• [Task instructions]
Take every line from the material that has the word "page" in it.
## begin
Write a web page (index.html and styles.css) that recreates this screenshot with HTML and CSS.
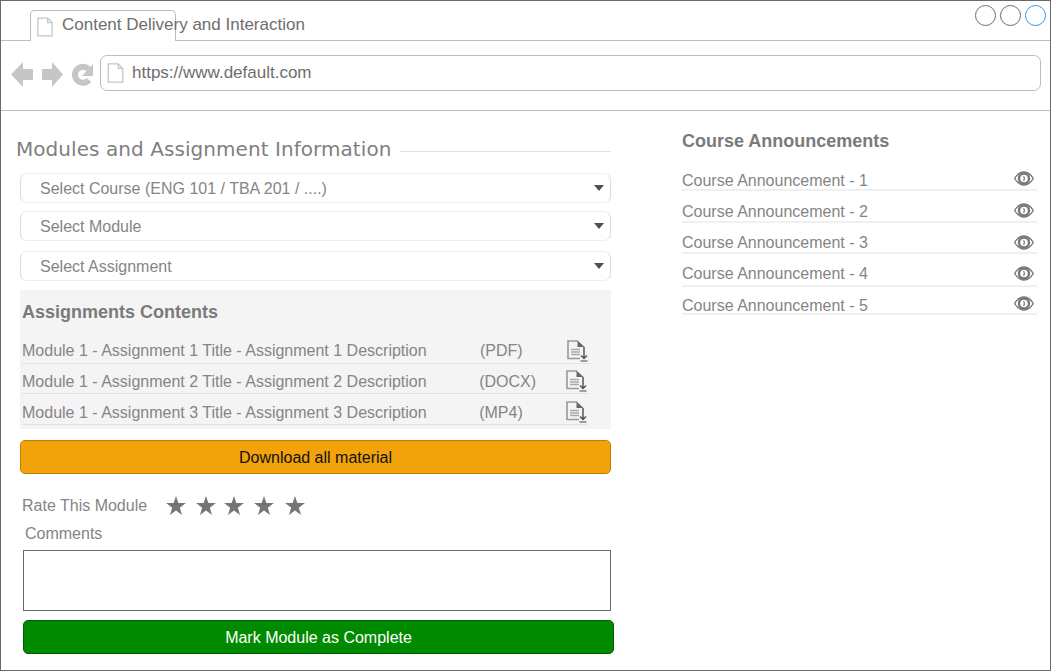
FILE: index.html
```html
<!DOCTYPE html>
<html lang="en">
<head>
    <meta charset="UTF-8">
    <meta name="viewport" content="width=device-width, initial-scale=1.0">
    <title>Content Delivery and Interaction</title>
    <link rel="stylesheet" href="styles.css">
</head>
<body>
    <svg class="sprites" width="0" height="0">
        <symbol id="page" viewBox="0 0 18 22">
            <path d="M1 1H12L17 6V21H1Z M12 1V6H17" fill="#fff" stroke="#c4c4c4" stroke-width="1.4"/>
        </symbol>
        <symbol id="filedown" viewBox="0 0 22 22">
            <path d="M11 1H1V18.500H13" fill="none" stroke="#999" stroke-width="1.6"/>
            <path d="M10.500 .5L17.500 7H10.500Z" fill="#666"/>
            <path d="M4 9.500H13M4 12H13M4 14.500H13" stroke="#aaa" stroke-width="1.4"/>
            <path d="M17 7V18.500M14 15.500L17 18.500L20 15.500" fill="none" stroke="#555" stroke-width="1.5"/>
            <path d="M13.500 21H20.500" stroke="#777" stroke-width="1.4"/>
        </symbol>
        <symbol id="eye" viewBox="0 0 20 15">
            <path d="M.7 7.5C3.5 2.8 6.5 1 10 1S16.5 2.8 19.3 7.5C16.5 12.2 13.500 14 10 14S3.500 12.200 .7 7.500Z" fill="none" stroke="#777" stroke-width="1.4"/>
            <circle cx="10" cy="7.5" r="5" fill="none" stroke="#777" stroke-width="2.4"/>
            <path d="M9.500 5Q11.500 7.500 9.500 10" fill="none" stroke="#888" stroke-width="1.200"/>
        </symbol>
        <symbol id="star" viewBox="0 0 22 21">
            <polygon points="11,0 13.6,7.8 22,7.8 15.2,12.9 17.7,21 11,16 4.3,21 6.8,12.9 0,7.8 8.4,7.8" fill="#757575"/>
        </symbol>
    </svg>

    <div class="browser">
        <div class="tabbar">
            <div class="tab">
                <svg class="tab-icon"><use href="#page"/></svg>
                <span>Content Delivery and Interaction</span>
            </div>
            <div class="win-btns">
                <span class="win-btn"></span>
                <span class="win-btn"></span>
                <span class="win-btn active"></span>
            </div>
        </div>

        <div class="toolbar">
            <svg class="nav-icons" width="84" height="25" viewBox="0 0 84 25">
                <path d="M0 12.5L12 0V7H22V18H12V25Z" fill="#c6c6c6"/>
                <path d="M52 12.5L41 0V7H31V18H41V25Z" fill="#c6c6c6"/>
                <path d="M77.5 7A8 8 0 1 0 78 18" fill="none" stroke="#c6c6c6" stroke-width="6"/>
                <path d="M82 2V14H71Z" fill="#c6c6c6"/>
            </svg>
            <div class="url-box">
                <svg class="url-icon"><use href="#page"/></svg>
                <span>https://www.default.com</span>
            </div>
        </div>

        <div class="content">
            <div class="left-col">
                <div class="section-title">
                    <h2>Modules and Assignment Information</h2>
                    <div class="title-line"></div>
                </div>

                <div class="select-box first"><span>Select Course (ENG 101 / TBA 201 / ....)</span><i class="caret"></i></div>
                <div class="select-box"><span>Select Module</span><i class="caret"></i></div>
                <div class="select-box third"><span>Select Assignment</span><i class="caret"></i></div>

                <div class="contents-panel">
                    <h3>Assignments Contents</h3>
                    <div class="file-row">
                        <span class="file-name">Module 1 - Assignment 1 Title - Assignment 1 Description</span>
                        <span class="file-type">(PDF)</span>
                        <svg class="file-icon"><use href="#filedown"/></svg>
                    </div>
                    <div class="file-row">
                        <span class="file-name">Module 1 - Assignment 2 Title - Assignment 2 Description</span>
                        <span class="file-type">(DOCX)</span>
                        <svg class="file-icon"><use href="#filedown"/></svg>
                    </div>
                    <div class="file-row">
                        <span class="file-name">Module 1 - Assignment 3 Title - Assignment 3 Description</span>
                        <span class="file-type">(MP4)</span>
                        <svg class="file-icon"><use href="#filedown"/></svg>
                    </div>
                </div>

                <button class="btn btn-orange">Download all material</button>

                <div class="rating">
                    <span>Rate This Module</span>
                    <div class="stars">
                        <svg class="star"><use href="#star"/></svg>
                        <svg class="star"><use href="#star"/></svg>
                        <svg class="star"><use href="#star"/></svg>
                        <svg class="star"><use href="#star"/></svg>
                        <svg class="star"><use href="#star"/></svg>
                    </div>
                </div>

                <label class="comments-label">Comments</label>
                <div class="comments-box"></div>
                <button class="btn btn-green">Mark Module as Complete</button>
            </div>

            <div class="right-col">
                <h3>Course Announcements</h3>
                <div class="announce-row"><span>Course Announcement - 1</span><svg class="eye"><use href="#eye"/></svg></div>
                <div class="announce-row"><span>Course Announcement - 2</span><svg class="eye"><use href="#eye"/></svg></div>
                <div class="announce-row"><span>Course Announcement - 3</span><svg class="eye"><use href="#eye"/></svg></div>
                <div class="announce-row"><span>Course Announcement - 4</span><svg class="eye"><use href="#eye"/></svg></div>
                <div class="announce-row"><span>Course Announcement - 5</span><svg class="eye"><use href="#eye"/></svg></div>
            </div>
        </div>
    </div>
</body>
</html>
```
FILE: styles.css
```css
body {
    margin: 0;
    font-family: "Liberation Sans", Arial, sans-serif;
    background-color: #fff;
    color: #858585;
}
h2, h3 {
    margin: 0;
}
.sprites {
    display: block;
    height: 0;
}
.browser {
    box-sizing: border-box;
    width: 1051px;
    height: 671px;
    border: 1px solid #6a6a6a;
    overflow: hidden;
}

/* Tab bar */
.tabbar {
    box-sizing: border-box;
    display: flex;
    justify-content: space-between;
    height: 40px;
    padding: 9px 3px 0 29px;
    border-bottom: 1px solid #bdbdbd;
}
.tab {
    box-sizing: border-box;
    display: flex;
    align-items: flex-start;
    width: 146px;
    height: 31px;
    padding: 4px 0 0 6px;
    border: 1px solid #bdbdbd;
    border-bottom: none;
    border-radius: 5px 5px 0 0;
    background-color: #fff;
    color: #6e6e6e;
    font-size: 17px;
    white-space: nowrap;
}
.tab-icon {
    flex: none;
    width: 16px;
    height: 20px;
    margin: 2px 9px 0 0;
}
.win-btns {
    display: flex;
    gap: 4px;
    margin-top: -5px;
    padding-right: 1px;
}
.win-btn {
    box-sizing: border-box;
    width: 21px;
    height: 21px;
    border: 1px solid #6a6a6a;
    border-radius: 50%;
}
.win-btn.active {
    border-color: #2f96f3;
}

/* Address bar */
.toolbar {
    box-sizing: border-box;
    display: flex;
    align-items: flex-start;
    height: 70px;
    padding: 14px 9px 0 10px;
    border-bottom: 1px solid #bdbdbd;
}
.nav-icons {
    flex: none;
    margin: 7px 5px 0 0;
}
.url-box {
    box-sizing: border-box;
    flex: 1;
    display: flex;
    align-items: center;
    height: 36px;
    padding: 0 0 0 6px;
    border: 1px solid #bdbdbd;
    border-radius: 7px;
    color: #6e6e6e;
    font-size: 17px;
}
.url-icon {
    width: 17px;
    height: 20px;
    margin-right: 8px;
}

/* Main content */
.content {
    display: grid;
    grid-template-columns: 598px 355px;
    gap: 68px;
    padding-left: 15px;
}
.section-title {
    display: flex;
    align-items: center;
    height: 26px;
    margin-top: 25px;
    padding-right: 3px;
}
.section-title h2 {
    font-family: "DejaVu Sans", Verdana, sans-serif;
    font-size: 20px;
    font-weight: normal;
    letter-spacing: 0.06px;
    white-space: nowrap;
    color: #808080;
}
.title-line {
    flex: 1;
    height: 1px;
    margin: 5px 0 0 9px;
    background-color: #e2e2e2;
}
.select-box {
    box-sizing: border-box;
    display: flex;
    justify-content: space-between;
    align-items: center;
    width: 591px;
    height: 30px;
    margin: 8px 0 0 4px;
    padding: 0 6px 0 19px;
    border: 1px solid #eee;
    border-left-color: #ddd;
    border-right-color: #ddd;
    border-radius: 7px;
    font-size: 16px;
}
.select-box span {
    margin-top: 2px;
}
.select-box.first {
    margin-top: 11px;
}
.select-box.third {
    margin-top: 10px;
}
.caret {
    width: 0;
    height: 0;
    border-left: 5.5px solid transparent;
    border-right: 5.5px solid transparent;
    border-top: 6px solid #4d4f55;
}

/* Assignments panel */
.contents-panel {
    box-sizing: border-box;
    width: 591px;
    height: 139px;
    margin: 9px 0 0 4px;
    padding: 12px 0 0 2px;
    background-color: #f4f4f4;
}
.contents-panel h3 {
    height: 20px;
    margin-bottom: 11px;
    font-size: 18px;
    line-height: 20px;
    color: #7a7a7a;
}
.file-row {
    box-sizing: border-box;
    display: flex;
    align-items: flex-start;
    width: 568px;
    height: 31px;
    padding-top: 9px;
    border-bottom: 1px solid #e2e2e2;
    font-size: 16px;
    line-height: 18px;
}
.file-row:nth-child(3), .file-row:nth-child(4) {
    width: 566px;
}
.file-row:nth-child(3) {
    height: 30px;
}
.file-row:nth-child(4) {
    padding-top: 10px;
}
.file-name {
    width: 458px;
    white-space: nowrap;
}
.file-type {
    width: 87px;
}
.file-icon {
    flex: none;
    width: 22px;
    height: 22px;
    margin-top: -2px;
}
.file-row:nth-child(3) .file-icon, .file-row:nth-child(4) .file-icon {
    margin-top: -3px;
}

/* Buttons */
.btn {
    display: block;
    box-sizing: border-box;
    height: 34px;
    padding: 2px 0 0;
    border-radius: 5px;
    font-family: "Liberation Sans", Arial, sans-serif;
    font-size: 16px;
}
.btn-orange {
    width: 591px;
    margin: 11px 0 0 4px;
    background-color: #f2a30b;
    border: 1px solid #c57c06;
    color: #111;
}
.btn-green {
    width: 591px;
    margin: 9px 0 0 7px;
    background-color: #008a00;
    border: 1px solid #005f00;
    color: #fff;
}

/* Rating and comments */
.rating {
    display: flex;
    align-items: center;
    height: 22px;
    margin: 21px 0 0 6px;
    font-size: 16px;
}
.stars {
    display: flex;
    gap: 10px;
    margin: -2px 0 0 19px;
}
.star {
    width: 20px;
    height: 19px;
}
.star:nth-child(3) {
    margin-left: -2px;
}
.star:nth-child(5) {
    margin-left: 1px;
}
.comments-label {
    display: block;
    height: 20px;
    margin: 7px 0 0 9px;
    font-size: 16px;
    line-height: 20px;
}
.comments-box {
    box-sizing: border-box;
    width: 588px;
    height: 61px;
    margin: 6px 0 0 7px;
    border: 1px solid #6a6a6a;
}

/* Announcements */
.right-col h3 {
    height: 22px;
    margin-top: 19px;
    font-size: 18px;
    line-height: 22px;
    color: #7a7a7a;
}
.announce-row {
    box-sizing: border-box;
    display: flex;
    justify-content: space-between;
    align-items: flex-start;
    padding: 12px 3px 1px 0;
    border-bottom: 2px solid #f0f0f0;
    font-size: 16px;
    line-height: 16px;
}
.announce-row:nth-child(2) {
    padding-top: 21px;
    padding-bottom: 0;
}
.announce-row:nth-child(3) {
    padding-top: 13px;
}
.announce-row:nth-child(5) {
    padding-bottom: 3px;
}
.announce-row:nth-child(6) {
    height: 28px;
    padding-top: 11px;
    padding-bottom: 0;
}
.eye {
    flex: none;
    width: 20px;
    height: 15px;
}
.announce-row:nth-child(2) .eye, .announce-row:nth-child(6) .eye {
    margin-top: -2px;
}
.announce-row:nth-child(3) .eye {
    margin-top: -1px;
}
```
## end
• [Result]
Write a web page (index.html and styles.css) that recreates this screenshot with HTML and CSS.
        <symbol id="page" viewBox="0 0 18 22">
                <svg class="tab-icon"><use href="#page"/></svg>
                <svg class="url-icon"><use href="#page"/></svg>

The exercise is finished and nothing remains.